:: INFORMATION GIVEN

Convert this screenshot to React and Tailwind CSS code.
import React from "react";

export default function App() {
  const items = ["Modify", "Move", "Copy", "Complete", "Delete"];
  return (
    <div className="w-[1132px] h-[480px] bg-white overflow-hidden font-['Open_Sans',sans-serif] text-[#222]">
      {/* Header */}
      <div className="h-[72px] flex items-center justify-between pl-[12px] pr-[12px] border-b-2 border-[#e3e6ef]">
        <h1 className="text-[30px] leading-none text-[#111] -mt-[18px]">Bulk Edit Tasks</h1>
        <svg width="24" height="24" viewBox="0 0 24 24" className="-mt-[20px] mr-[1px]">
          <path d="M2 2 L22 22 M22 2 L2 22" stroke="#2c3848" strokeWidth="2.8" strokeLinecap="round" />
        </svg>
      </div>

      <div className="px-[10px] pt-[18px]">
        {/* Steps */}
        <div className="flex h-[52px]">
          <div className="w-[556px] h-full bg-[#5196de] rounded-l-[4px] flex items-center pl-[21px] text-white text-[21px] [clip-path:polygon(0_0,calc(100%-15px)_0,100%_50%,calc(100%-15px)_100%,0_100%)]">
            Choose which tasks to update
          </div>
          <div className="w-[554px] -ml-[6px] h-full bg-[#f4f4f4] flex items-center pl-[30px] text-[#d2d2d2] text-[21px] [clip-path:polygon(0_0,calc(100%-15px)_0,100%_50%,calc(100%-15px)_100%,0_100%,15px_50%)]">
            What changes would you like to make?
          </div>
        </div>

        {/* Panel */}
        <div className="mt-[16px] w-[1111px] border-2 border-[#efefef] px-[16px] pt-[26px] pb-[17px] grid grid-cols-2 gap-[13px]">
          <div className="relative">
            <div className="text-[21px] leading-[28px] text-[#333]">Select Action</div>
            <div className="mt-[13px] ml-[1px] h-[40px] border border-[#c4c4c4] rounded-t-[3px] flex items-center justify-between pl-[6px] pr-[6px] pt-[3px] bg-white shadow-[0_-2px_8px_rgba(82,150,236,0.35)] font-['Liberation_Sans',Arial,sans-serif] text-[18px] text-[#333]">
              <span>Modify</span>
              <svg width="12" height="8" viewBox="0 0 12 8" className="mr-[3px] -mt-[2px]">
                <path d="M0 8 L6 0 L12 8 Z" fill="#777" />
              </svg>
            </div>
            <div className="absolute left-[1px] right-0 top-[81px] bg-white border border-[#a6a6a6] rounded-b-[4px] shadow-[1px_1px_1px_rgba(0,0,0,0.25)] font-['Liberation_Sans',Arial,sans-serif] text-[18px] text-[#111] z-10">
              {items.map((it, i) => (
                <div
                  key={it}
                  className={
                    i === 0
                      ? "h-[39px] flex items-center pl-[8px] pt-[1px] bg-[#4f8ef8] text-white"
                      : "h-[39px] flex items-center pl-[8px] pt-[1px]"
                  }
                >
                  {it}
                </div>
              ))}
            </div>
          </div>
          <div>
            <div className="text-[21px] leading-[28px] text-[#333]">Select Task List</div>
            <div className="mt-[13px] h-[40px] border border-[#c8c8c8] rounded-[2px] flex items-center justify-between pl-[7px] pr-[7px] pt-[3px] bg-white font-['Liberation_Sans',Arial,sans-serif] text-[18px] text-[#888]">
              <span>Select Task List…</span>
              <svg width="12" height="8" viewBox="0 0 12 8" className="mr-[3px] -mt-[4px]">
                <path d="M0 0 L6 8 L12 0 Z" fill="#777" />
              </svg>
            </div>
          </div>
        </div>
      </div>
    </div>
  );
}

::::
:: INFORMATION GIVEN

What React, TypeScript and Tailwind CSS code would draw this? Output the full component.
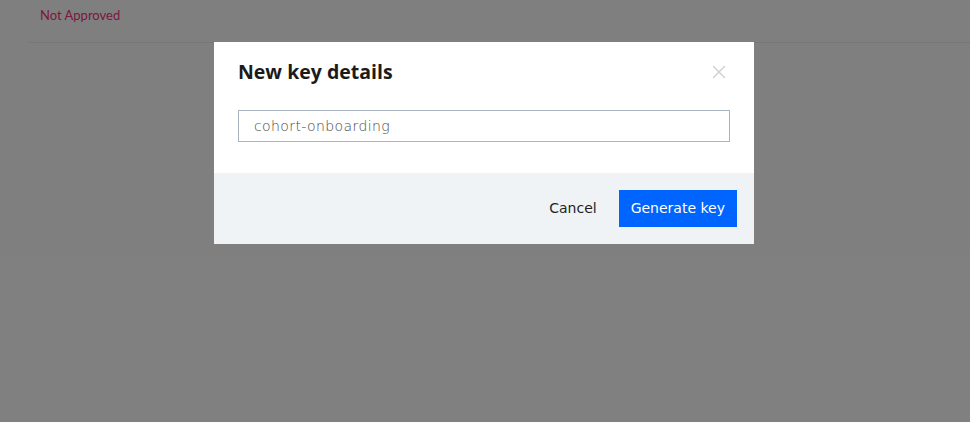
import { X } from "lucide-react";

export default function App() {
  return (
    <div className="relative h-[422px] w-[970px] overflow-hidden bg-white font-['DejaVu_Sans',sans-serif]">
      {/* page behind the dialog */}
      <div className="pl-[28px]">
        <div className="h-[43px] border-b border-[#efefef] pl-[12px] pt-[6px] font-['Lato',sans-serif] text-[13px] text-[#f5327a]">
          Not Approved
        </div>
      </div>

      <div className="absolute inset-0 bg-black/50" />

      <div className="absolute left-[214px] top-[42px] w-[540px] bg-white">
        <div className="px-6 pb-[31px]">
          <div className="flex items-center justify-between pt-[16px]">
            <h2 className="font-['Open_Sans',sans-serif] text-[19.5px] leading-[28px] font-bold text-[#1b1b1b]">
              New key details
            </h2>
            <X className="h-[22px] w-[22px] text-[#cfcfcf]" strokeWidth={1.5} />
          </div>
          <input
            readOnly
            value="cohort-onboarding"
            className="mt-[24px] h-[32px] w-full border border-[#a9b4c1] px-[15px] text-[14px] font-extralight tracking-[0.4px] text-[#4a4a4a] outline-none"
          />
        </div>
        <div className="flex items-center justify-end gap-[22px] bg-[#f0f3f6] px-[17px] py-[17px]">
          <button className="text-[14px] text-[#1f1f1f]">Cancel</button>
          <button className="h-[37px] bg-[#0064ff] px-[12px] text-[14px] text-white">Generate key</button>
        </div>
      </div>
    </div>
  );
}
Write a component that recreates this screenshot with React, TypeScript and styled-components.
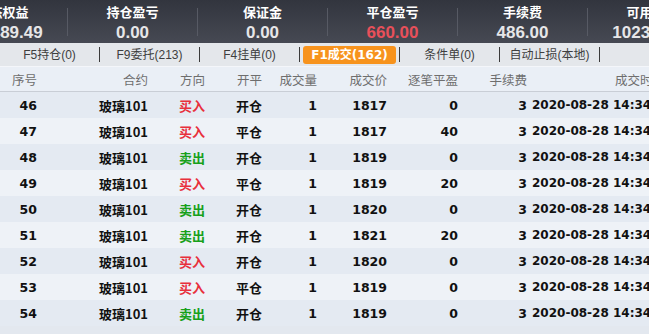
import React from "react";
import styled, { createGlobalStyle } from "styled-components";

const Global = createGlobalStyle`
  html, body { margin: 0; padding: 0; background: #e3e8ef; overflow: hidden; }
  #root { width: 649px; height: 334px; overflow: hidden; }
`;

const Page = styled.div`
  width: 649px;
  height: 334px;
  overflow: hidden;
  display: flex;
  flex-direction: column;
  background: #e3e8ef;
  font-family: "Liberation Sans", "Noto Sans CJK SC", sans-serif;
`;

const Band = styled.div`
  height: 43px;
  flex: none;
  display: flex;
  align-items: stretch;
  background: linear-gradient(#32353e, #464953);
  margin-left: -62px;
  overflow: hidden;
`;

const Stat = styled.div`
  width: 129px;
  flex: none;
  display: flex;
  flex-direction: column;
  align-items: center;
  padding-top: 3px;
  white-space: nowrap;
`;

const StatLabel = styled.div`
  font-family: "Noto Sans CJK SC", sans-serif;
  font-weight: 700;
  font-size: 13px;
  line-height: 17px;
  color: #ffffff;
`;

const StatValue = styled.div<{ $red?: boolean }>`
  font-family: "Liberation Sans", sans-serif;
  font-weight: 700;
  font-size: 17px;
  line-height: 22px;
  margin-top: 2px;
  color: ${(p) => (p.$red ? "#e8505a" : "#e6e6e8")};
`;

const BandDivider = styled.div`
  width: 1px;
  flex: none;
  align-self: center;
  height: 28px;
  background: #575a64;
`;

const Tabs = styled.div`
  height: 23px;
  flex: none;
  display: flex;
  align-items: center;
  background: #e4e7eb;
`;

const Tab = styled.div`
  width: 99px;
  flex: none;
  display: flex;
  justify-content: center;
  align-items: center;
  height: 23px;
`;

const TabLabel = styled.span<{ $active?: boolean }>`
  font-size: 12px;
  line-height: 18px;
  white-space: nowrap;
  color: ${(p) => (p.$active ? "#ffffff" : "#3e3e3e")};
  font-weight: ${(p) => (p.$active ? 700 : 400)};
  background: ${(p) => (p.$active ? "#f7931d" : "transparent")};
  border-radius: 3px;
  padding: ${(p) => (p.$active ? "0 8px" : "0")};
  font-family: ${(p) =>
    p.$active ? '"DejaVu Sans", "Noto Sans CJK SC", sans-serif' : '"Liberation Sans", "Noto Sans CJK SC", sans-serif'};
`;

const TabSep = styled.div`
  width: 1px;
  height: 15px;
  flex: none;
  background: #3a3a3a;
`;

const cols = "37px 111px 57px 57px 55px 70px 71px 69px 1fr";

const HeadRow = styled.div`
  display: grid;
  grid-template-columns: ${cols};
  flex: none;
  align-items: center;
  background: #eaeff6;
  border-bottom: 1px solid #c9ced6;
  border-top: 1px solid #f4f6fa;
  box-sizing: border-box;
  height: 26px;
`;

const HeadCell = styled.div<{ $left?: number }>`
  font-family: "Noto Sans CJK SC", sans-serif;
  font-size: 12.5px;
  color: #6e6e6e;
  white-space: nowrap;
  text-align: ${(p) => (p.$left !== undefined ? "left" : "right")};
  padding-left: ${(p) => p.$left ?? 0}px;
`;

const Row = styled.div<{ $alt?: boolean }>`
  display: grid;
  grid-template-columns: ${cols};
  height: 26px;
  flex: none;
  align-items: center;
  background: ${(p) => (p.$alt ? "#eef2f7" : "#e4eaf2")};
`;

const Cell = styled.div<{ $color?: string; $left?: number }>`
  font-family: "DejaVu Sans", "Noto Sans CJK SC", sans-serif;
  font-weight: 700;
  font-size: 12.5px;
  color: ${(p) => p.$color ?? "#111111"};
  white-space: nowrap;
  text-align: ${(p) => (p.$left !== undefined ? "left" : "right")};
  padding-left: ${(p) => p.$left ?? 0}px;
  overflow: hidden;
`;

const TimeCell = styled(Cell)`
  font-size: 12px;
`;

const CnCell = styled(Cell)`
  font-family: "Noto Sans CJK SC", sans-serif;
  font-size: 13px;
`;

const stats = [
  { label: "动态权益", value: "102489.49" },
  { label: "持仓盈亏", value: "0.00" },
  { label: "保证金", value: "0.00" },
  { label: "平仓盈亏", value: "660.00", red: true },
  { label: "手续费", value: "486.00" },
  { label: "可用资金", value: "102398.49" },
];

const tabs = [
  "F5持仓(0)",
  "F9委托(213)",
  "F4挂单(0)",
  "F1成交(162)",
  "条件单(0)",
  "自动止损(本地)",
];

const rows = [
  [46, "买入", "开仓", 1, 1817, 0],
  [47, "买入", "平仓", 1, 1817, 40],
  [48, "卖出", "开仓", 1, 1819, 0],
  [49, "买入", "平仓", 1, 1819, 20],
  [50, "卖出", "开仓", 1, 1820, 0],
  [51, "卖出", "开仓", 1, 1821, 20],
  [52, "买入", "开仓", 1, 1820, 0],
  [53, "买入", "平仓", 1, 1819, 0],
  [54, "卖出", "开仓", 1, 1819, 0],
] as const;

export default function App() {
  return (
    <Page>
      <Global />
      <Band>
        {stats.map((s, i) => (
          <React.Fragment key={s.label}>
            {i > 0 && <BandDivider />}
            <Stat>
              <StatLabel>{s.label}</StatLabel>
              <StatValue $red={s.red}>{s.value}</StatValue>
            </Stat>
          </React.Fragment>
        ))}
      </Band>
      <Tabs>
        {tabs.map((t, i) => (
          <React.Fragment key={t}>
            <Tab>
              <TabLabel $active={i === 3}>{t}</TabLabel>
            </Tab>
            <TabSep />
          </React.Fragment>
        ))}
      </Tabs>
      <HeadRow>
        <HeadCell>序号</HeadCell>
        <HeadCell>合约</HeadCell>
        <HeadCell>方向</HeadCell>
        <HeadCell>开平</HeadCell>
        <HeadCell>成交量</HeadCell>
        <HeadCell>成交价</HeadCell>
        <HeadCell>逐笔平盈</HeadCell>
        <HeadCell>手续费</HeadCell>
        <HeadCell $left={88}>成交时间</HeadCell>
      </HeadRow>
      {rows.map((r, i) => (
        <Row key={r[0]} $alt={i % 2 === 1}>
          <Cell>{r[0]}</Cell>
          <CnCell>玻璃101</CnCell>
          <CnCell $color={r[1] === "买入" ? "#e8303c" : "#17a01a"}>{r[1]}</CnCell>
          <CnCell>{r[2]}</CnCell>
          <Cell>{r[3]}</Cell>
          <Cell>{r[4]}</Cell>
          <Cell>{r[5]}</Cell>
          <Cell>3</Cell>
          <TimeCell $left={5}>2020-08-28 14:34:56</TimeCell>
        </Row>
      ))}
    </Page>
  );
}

::::
:: INFORMATION GIVEN

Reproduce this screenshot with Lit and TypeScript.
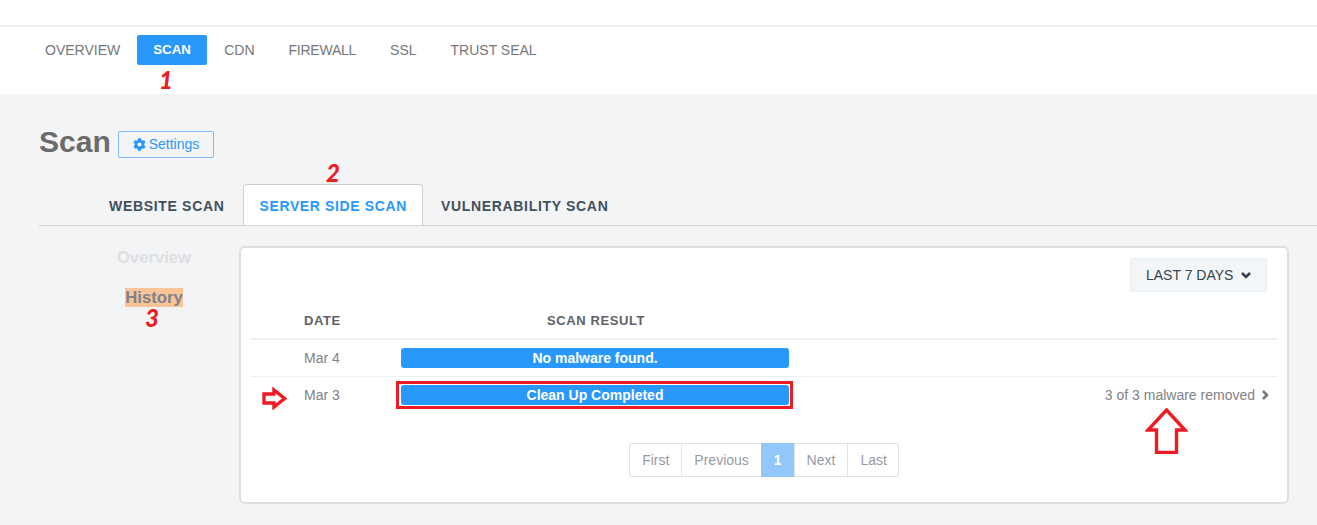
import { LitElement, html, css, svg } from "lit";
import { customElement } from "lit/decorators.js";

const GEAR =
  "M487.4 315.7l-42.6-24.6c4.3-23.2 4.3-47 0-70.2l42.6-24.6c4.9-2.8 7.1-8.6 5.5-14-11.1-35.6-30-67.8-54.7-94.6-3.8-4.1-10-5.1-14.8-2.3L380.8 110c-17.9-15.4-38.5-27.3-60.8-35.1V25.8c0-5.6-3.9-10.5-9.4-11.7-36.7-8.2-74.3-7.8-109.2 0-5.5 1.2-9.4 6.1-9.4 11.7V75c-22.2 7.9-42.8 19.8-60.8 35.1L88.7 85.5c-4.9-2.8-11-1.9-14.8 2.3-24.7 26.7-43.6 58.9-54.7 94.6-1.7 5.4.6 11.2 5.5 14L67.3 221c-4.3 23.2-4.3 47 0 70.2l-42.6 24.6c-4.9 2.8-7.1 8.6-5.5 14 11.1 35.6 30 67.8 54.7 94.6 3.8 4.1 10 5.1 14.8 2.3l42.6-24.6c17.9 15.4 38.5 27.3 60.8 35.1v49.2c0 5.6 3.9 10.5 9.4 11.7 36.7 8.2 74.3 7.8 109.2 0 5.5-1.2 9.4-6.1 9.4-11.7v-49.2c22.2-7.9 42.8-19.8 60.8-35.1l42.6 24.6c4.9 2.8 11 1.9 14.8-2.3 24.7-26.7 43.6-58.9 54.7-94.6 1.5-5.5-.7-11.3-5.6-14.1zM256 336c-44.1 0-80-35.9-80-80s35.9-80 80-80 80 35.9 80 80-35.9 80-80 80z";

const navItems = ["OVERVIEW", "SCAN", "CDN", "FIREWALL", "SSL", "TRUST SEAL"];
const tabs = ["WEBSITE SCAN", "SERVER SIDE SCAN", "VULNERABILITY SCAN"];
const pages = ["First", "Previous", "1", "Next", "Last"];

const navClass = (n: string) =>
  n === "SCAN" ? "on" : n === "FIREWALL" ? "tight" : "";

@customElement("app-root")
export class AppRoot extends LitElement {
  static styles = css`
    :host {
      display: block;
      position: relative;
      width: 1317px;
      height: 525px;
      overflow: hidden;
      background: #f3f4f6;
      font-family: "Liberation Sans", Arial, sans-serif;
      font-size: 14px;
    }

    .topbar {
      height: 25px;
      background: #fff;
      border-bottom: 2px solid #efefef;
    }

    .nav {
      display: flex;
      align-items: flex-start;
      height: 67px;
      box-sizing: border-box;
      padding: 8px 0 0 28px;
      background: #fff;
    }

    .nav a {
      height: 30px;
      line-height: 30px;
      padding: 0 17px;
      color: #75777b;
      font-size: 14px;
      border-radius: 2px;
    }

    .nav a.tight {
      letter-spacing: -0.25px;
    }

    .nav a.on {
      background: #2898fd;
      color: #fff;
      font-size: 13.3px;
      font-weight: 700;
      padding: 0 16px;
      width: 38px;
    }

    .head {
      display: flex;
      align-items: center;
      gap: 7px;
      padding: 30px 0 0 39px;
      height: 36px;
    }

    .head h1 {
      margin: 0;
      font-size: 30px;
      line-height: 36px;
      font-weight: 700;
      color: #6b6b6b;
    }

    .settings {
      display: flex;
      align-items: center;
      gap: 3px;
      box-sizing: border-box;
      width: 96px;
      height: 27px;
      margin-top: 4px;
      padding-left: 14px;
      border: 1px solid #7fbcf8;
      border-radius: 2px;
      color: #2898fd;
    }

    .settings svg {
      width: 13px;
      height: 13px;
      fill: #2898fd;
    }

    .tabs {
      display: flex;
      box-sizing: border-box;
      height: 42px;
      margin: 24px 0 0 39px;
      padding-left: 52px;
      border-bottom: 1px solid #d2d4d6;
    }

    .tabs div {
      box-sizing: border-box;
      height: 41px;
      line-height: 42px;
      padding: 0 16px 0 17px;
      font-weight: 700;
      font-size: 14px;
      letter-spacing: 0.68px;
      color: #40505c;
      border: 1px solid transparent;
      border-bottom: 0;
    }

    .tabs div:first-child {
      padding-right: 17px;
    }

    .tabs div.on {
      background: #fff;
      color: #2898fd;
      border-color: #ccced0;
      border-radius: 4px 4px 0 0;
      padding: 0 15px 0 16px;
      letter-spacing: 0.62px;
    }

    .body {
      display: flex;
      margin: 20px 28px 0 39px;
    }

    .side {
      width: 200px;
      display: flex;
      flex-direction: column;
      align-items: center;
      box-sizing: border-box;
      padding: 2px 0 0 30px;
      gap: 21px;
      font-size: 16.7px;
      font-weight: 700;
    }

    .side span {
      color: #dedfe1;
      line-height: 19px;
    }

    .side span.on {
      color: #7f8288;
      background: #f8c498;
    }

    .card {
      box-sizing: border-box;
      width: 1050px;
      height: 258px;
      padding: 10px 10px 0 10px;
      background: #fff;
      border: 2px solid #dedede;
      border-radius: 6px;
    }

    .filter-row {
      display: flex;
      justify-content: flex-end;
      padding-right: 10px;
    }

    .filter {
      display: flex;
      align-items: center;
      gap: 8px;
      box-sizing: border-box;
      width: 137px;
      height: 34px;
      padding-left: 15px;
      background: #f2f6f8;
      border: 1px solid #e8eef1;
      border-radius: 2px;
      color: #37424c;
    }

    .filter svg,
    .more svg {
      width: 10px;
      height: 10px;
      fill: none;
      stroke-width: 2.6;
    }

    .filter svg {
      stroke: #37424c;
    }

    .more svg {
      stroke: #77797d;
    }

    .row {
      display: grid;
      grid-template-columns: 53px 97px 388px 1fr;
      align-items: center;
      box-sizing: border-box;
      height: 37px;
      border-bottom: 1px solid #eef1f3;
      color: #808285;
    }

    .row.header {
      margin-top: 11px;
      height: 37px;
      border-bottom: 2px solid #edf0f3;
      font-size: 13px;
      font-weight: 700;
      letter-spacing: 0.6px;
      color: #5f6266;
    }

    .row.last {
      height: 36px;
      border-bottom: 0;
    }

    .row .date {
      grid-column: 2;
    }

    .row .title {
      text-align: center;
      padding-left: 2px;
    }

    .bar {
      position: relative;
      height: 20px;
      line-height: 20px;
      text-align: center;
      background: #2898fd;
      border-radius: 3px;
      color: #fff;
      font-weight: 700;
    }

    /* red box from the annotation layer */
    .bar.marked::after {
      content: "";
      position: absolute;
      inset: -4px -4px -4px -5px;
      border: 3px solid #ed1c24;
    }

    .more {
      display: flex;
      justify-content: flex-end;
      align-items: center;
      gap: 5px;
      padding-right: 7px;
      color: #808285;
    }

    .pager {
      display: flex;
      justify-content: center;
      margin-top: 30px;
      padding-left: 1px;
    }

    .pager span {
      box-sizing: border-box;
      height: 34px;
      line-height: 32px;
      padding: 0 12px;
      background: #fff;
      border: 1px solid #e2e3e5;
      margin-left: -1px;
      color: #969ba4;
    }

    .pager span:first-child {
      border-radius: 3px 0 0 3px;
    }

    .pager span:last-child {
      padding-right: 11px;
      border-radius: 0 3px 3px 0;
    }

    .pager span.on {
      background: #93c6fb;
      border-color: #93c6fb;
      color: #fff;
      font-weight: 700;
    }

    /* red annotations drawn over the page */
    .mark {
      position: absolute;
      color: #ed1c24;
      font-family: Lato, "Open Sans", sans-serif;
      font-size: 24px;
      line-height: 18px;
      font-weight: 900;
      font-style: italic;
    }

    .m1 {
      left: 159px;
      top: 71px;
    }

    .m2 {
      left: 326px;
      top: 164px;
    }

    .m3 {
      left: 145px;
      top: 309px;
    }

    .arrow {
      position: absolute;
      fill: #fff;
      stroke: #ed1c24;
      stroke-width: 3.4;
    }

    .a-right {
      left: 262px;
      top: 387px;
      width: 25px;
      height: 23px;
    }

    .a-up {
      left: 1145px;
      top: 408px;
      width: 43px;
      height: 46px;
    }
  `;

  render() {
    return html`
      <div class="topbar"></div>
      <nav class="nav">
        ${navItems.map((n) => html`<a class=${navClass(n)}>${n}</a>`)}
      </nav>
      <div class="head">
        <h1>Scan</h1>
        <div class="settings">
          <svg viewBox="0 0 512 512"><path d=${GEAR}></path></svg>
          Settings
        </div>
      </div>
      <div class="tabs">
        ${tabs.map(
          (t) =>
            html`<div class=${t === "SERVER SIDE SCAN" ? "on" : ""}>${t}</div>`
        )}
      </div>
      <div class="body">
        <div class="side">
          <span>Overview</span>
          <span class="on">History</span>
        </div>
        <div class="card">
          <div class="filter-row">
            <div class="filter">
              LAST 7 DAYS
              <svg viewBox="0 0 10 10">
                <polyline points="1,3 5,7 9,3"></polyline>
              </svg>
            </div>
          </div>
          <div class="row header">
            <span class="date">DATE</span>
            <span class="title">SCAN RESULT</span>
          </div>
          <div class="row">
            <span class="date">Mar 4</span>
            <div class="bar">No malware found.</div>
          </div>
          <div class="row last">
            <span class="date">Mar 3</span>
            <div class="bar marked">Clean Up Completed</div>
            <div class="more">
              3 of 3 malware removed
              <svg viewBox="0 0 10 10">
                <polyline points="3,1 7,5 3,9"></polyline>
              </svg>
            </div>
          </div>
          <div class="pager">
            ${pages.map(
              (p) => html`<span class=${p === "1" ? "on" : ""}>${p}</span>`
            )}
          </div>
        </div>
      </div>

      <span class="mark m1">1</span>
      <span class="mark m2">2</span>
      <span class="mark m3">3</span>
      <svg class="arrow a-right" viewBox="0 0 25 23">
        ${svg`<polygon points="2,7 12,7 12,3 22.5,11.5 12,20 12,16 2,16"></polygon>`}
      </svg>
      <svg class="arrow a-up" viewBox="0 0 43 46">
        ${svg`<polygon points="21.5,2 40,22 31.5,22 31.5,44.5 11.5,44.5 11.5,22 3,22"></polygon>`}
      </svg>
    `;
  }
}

::::

* [WHAT YOU NEED TO DO]: Show all lines from the records above where the word "TypeScript" occurs.

* [CORRECT ANSWER]:
What React, TypeScript and Tailwind CSS code would draw this? Output the full component.
Write a component that recreates this screenshot with React, TypeScript and styled-components.
Reproduce this screenshot with Lit and TypeScript.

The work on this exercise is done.